Is this sufficient? – this is clearly a point for discussion. However, what the Kateb case appears to show is that serving notice of independent representation does not give the intermediate landlord sufficient standing to call for an FTT hearing in his own right to determine the premium payable if the competent landlord and the tenant have agreed.
So, is this a stitch-up? – Provided that the competent landlord is acting with the duty of good faith and with reasonable care and diligence, he is not liable – (See para 6(4) of Schedule 11). So, if it can be said that the intermediate landlord is not behaving in such a way, or that the conduct of the competent landlord in concluding the lease negotiations is not in breach of this duty, then the competent landlord can ‘override’ the intermediate landlord.
Intermediate landlords will probably say that applying to court for directions as to how the competent landlord should act is disproportionately expensive to their interest(s) and also that by the time that they have made an application that the new lease may well be completed.
Tenants will probably take the view that the current arrangements are a ‘good thing’ as this prevents further tribunal costs being incurred if the intermediate landlord is the only missing piece of the settlement jigsaw.
Major estates, will likewise mostly take the view that they do not want to be embroiled in ‘satellite’ litigation about the premiums payable to intermediate landlords unnecessarily, and in particular that they probably do not want to incur irrecoverable tribunal costs in a situation which will otherwise be of no benefit to them and may simply decrease the consideration that they will receive.
However, there are some un-answered questions. What does the right to be independently represented in legal proceedings mean, in relation to the premium payable to the intermediate landlord in para 7(1)(b) if it does not mean “in relation to proceedings before the tribunal?”

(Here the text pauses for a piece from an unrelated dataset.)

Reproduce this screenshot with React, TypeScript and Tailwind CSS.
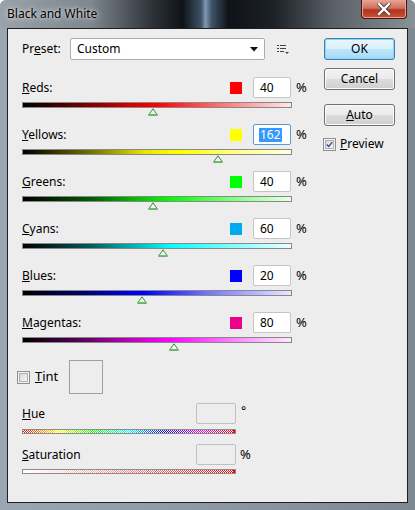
import React from 'react';

interface Channel {
    key: string;
    rest: string;
    value: number;
    swatch: string;
    grad: string;
    focused?: boolean;
}

const channels: Channel[] = [
    { key: 'R', rest: 'eds:', value: 40, swatch: 'bg-[#ff0000]', grad: 'bg-[linear-gradient(to_right,#000_0%,#700000_22%,#d40000_40%,#ff0000_50%,#ff6a6a_72%,#ffe8e8_100%)]' },
    { key: 'Y', rest: 'ellows:', value: 162, swatch: 'bg-[#ffff00]', grad: 'bg-[linear-gradient(to_right,#000_0%,#6e6e00_25%,#e4e400_45%,#ffff00_58%,#ffff80_78%,#ffffe8_100%)]', focused: true },
    { key: 'G', rest: 'reens:', value: 40, swatch: 'bg-[#00ff00]', grad: 'bg-[linear-gradient(to_right,#000_0%,#005a00_25%,#00c000_42%,#00ff00_55%,#80ff80_78%,#eaffea_100%)]' },
    { key: 'C', rest: 'yans:', value: 60, swatch: 'bg-[#00aaee]', grad: 'bg-[linear-gradient(to_right,#000_0%,#005a5a_25%,#00c8c8_45%,#00ffff_55%,#80ffff_78%,#eaffff_100%)]' },
    { key: 'B', rest: 'lues:', value: 20, swatch: 'bg-[#0000ff]', grad: 'bg-[linear-gradient(to_right,#000_0%,#000070_22%,#0000e0_38%,#0000ff_45%,#7070ff_68%,#e8e8ff_100%)]' },
    { key: 'M', rest: 'agentas:', value: 80, swatch: 'bg-[#ee0088]', grad: 'bg-[linear-gradient(to_right,#000_0%,#5a005a_22%,#c800c8_42%,#ff00ff_55%,#ff80ff_78%,#ffeaff_100%)]' },
];

// slider range -200..300
const thumbLeft = (v: number) => ((v + 200) / 500) * 270;

function Thumb() {
    return (
        <svg width="11" height="8" viewBox="0 0 11 8">
            <polygon points="5.5,0.8 10,7.2 1,7.2" fill="#eef6ee" stroke="#3d8f3d" strokeWidth="1" />
            <line x1="2" y1="6.5" x2="9" y2="6.5" stroke="#6fbf6f" strokeWidth="1" />
        </svg>
    );
}

// checkered (disabled-look) gradient strip used for hue / saturation
function CheckerBar({ id, stops }: { id: string; stops: string[] }) {
    return (
        <div className="w-[214px] h-[5px] border border-[#8c8c8c] bg-white">
            <svg width="212" height="3" className="block">
                <defs>
                    <linearGradient id={`${id}-g`} x1="0" x2="1" y1="0" y2="0">
                        {stops.map((s, i) => (
                            <stop key={i} offset={i / (stops.length - 1)} stopColor={s} />
                        ))}
                    </linearGradient>
                    <pattern id={`${id}-p`} width="2" height="2" patternUnits="userSpaceOnUse">
                        <rect x="0" y="0" width="1" height="1" fill="#fff" />
                        <rect x="1" y="1" width="1" height="1" fill="#fff" />
                    </pattern>
                </defs>
                <rect width="212" height="3" fill={`url(#${id}-g)`} />
                <rect width="212" height="3" fill={`url(#${id}-p)`} />
                <rect x="210" width="2" height="3" fill="#ff0000" />
            </svg>
        </div>
    );
}

function Checkbox({ checked }: { checked?: boolean }) {
    return (
        <div className="w-[13px] h-[13px] border border-[#8e8f8f] bg-[#f4f4f4] p-[1px] shrink-0">
            <div className="w-full h-full border border-[#aeb0b3] bg-[linear-gradient(135deg,#d5d7d9,#f7f7f7)] flex items-center justify-center">
                {checked && (
                    <svg width="9" height="9" viewBox="0 0 9 9">
                        <path d="M1 4.5 L3.5 7 L8 1.5" fill="none" stroke="#3a4f8c" strokeWidth="1.8" />
                    </svg>
                )}
            </div>
        </div>
    );
}

function Button({ children, primary }: { children: React.ReactNode; primary?: boolean }) {
    return (
        <div
            className={`w-[71px] h-[22px] rounded-[3px] border flex items-center justify-center text-[12px] ${primary
                ? 'border-[#3c7fb1] shadow-[inset_0_0_0_1px_#8fd3f5] bg-[linear-gradient(to_bottom,#eaf6fd_0%,#d9f0fc_50%,#bee6fd_50%,#a7d9f5_100%)]'
                : 'border-[#707070] shadow-[inset_0_0_0_1px_#fbfbfb] bg-[linear-gradient(to_bottom,#f2f2f2_0%,#ebebeb_50%,#dddddd_50%,#cfcfcf_100%)]'
                }`}
        >
            {children}
        </div>
    );
}

export default function App() {
    return (
        <div className="w-[415px] h-[510px] flex flex-col rounded-t-[6px] bg-[linear-gradient(to_right,#9aa6b2,#8c98a4_50%,#7d8893)] font-['Noto_Sans',sans-serif] text-[12px] text-black overflow-hidden">
            {/* title bar */}
            <div className="h-[28px] shrink-0 flex items-start justify-between bg-[linear-gradient(to_right,#9ba2a9_0%,#7e868e_22%,#2c3137_37%,#0f1317_44%,#3e5368_48.5%,#7f98b2_49.5%,#3e5368_51%,#0f1317_55%,#1c2126_66%,#585f66_80%,#8a9197_100%)]">
                <div className="pl-[7px] pt-[5px] text-[12px] [text-shadow:0_0_6px_#d8dde2,0_0_3px_#d8dde2]">Black and White</div>
                <div className="mr-[8px] w-[46px] h-[19px] rounded-b-[4px] border border-t-0 border-[#4a1410] bg-[linear-gradient(to_bottom,#e6a396_0%,#d0705f_45%,#b7321c_55%,#c6533b_100%)] shadow-[inset_0_0_0_1px_#e8a394] flex items-center justify-center">
                    <svg width="14" height="12" viewBox="0 0 14 12">
                        <path d="M2 1 L12 11 M12 1 L2 11" stroke="#3a3a3a" strokeWidth="4" strokeLinecap="square" />
                        <path d="M2 1 L12 11 M12 1 L2 11" stroke="#ffffff" strokeWidth="2.4" strokeLinecap="square" />
                    </svg>
                </div>
            </div>

            {/* client area */}
            <div className="mx-[7px] mb-[7px] flex-1 border border-[#1c2024] bg-[#ededed] flex pl-[14px] pt-[9px]">
                {/* left column */}
                <div className="w-[302px] flex flex-col">
                    <div className="flex items-center h-[22px]">
                        <span className="w-[48px]">
                            Pr<u>e</u>set:
                        </span>
                        <div className="w-[195px] h-[22px] border border-[#acacac] rounded-[2px] bg-white flex items-center justify-between pl-[6px] pr-[6px]">
                            <span>Custom</span>
                            <svg width="8" height="5" viewBox="0 0 8 5">
                                <polygon points="0,0 8,0 4,4.5" fill="#111" />
                            </svg>
                        </div>
                        <svg className="ml-[12px]" width="12" height="11" viewBox="0 0 12 11">
                            <rect x="0" y="1" width="2" height="1" fill="#444" />
                            <rect x="3" y="1" width="6" height="1" fill="#444" />
                            <rect x="0" y="4" width="2" height="1" fill="#444" />
                            <rect x="3" y="4" width="6" height="1" fill="#444" />
                            <rect x="0" y="7" width="2" height="1" fill="#444" />
                            <rect x="3" y="7" width="4" height="1" fill="#444" />
                            <polygon points="8,8 12,8 10,10" fill="#444" />
                        </svg>
                    </div>

                    <div className="mt-[17px] flex flex-col">
                        {channels.map((c) => (
                            <div key={c.key} className="flex flex-col mb-[16px]">
                                <div className="flex items-center h-[21px]">
                                    <span className="w-[208px]">
                                        <u>{c.key}</u>
                                        {c.rest}
                                    </span>
                                    <div className={`w-[12px] h-[12px] ${c.swatch}`} />
                                    <div
                                        className={`ml-[11px] w-[38px] h-[21px] border rounded-[2px] bg-white flex items-center pl-[6px] ${c.focused ? 'border-[#5b9bd5]' : 'border-[#c5c5c5]'
                                            }`}
                                    >
                                        {c.focused ? (
                                            <span className="bg-[#3399ff] text-white leading-[14px] px-[1px] -ml-[1px]">{c.value}</span>
                                        ) : (
                                            <span>{c.value}</span>
                                        )}
                                    </div>
                                    <span className="ml-[5px] text-[13px]">%</span>
                                </div>
                                <div className={`mt-[4px] w-[270px] h-[6px] border border-[#888] relative ${c.grad}`}>
                                    <div className="absolute top-[5px] -translate-x-1/2" style={{ left: thumbLeft(c.value) }}>
                                        <Thumb />
                                    </div>
                                </div>
                            </div>
                        ))}
                    </div>

                    {/* tint */}
                    <div className="flex items-center -ml-[5px] mt-[1px]">
                        <Checkbox />
                        <span className="ml-[5px] text-[13px]">
                            <u>T</u>int
                        </span>
                        <div className="ml-[11px] w-[34px] h-[34px] border border-[#a0a0a0]" />
                    </div>

                    <div className="mt-[9px] flex items-center h-[21px]">
                        <span className="w-[174px]">
                            <u>H</u>ue
                        </span>
                        <div className="w-[40px] h-[21px] border border-[#c0c0c0] rounded-[2px]" />
                        <span className="ml-[5px] self-start -mt-[1px] text-[12px]">°</span>
                    </div>
                    <div className="mt-[5px]">
                        <CheckerBar id="hue" stops={['#ff0000', '#ffff00', '#00ff00', '#00ffff', '#0000ff', '#ff00ff', '#ff0000']} />
                    </div>

                    <div className="mt-[10px] flex items-center h-[21px]">
                        <span className="w-[174px]">
                            <u>S</u>aturation
                        </span>
                        <div className="w-[40px] h-[21px] border border-[#c0c0c0] rounded-[2px]" />
                        <span className="ml-[4px] text-[13px]">%</span>
                    </div>
                    <div className="mt-[4px]">
                        <CheckerBar id="sat" stops={['#ffffff', '#ff0000']} />
                    </div>
                </div>

                {/* right column */}
                <div className="flex flex-col">
                    <Button primary>OK</Button>
                    <div className="mt-[8px]">
                        <Button>Cancel</Button>
                    </div>
                    <div className="mt-[14px]">
                        <Button>
                            <span>
                                <u>A</u>uto
                            </span>
                        </Button>
                    </div>
                    <div className="mt-[9px] -ml-[1px] flex items-center">
                        <Checkbox checked />
                        <span className="ml-[4px]">
                            <u>P</u>review
                        </span>
                    </div>
                </div>
            </div>
        </div>
    );
}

Does it simply mean that the right to be independently represented in any such forum is always subject to the powers of the competent landlord under Section 40, and the right under para 6 of Schedule 11 to bind the other landlords. In other words, notwithstanding any right that he may have it is always subject to the rights of the competent landlord to bind him.

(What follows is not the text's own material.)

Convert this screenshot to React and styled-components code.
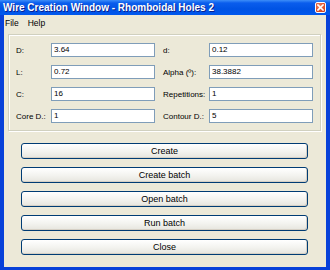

The only remedy therefore appears to be – as mentioned above – the right to apply to the court for directions as to how the competent landlord should act.
The intermediate landlord in the Accordway case, (Ms Kateb) has sought (and obtained) leave to appeal to the Court of Appeal and so it will be interesting to see how the Court of Appeal decides to deal with this issue when the case is heard in November of this year.
Mark Chick is a solicitor dealing with leasehold issues. This note (being very general in its nature) is not a complete statement of the law in this area. It is therefore not a substitute for legal advice from a suitably qualified professional and should not be relied upon as such. No liability can therefore be accepted for any actions based on reliance upon it.
A short summary of the facts in Howard De Walden v Stella Kateb and Accordway  UKUT 0486 (LC) appears below:
Very briefly – this was a claim for a lease extension in relation to a property at Flat 12 and Garage 4, 123/125 Harley Street, London, W1.
The tenant, Accordway Limited (as purchaser of the flat) served notice under Section 42 via the then incumbent tenant on 15th December 2012.
On 18th February 2013 the De Walden Estate as competent landlord served counter notice admitting the claim.
On 22nd February 2013 Kateb as intermediate landlord served notice of independent representation under para 7(1) of Schedule 11.
On 19th April 2013 the tenant applied to the FTT.
By 18th July 2013 both the De Walden Estate and Accordway Limited wrote to the FTT confirming that terms had been agreed. The tribunal then vacated its file.
On 25th July 2013 the intermediate landlord wrote to the tribunal indicating that matters were ‘not agreed’ and asking the tribunal to re-open its file.
On 15th August 2013 the new lease completed.
On 17th September the FTT had a jurisdictional hearing to determine whether it had the ability to determine the sum payable to the intermediate landlord (Ms Kateb) in this case. At first instance the FTT determined that it did have jurisdiction to determine the amount payable to the intermediate landlord, notwithstanding the agreement between the competent landlord and the tenant.
It was against this decision that Howard De Walden Estate sought leave to appeal from the Upper Tribunal. The Upper Tribunal decision (reported above) determined that the FTT had no jurisdiction to decide the amount payable to the intermediate landlord because the tenant and the competent landlord had reached agreement.
The decision of the Upper Tribunal has now been appealed to the Court of Appeal.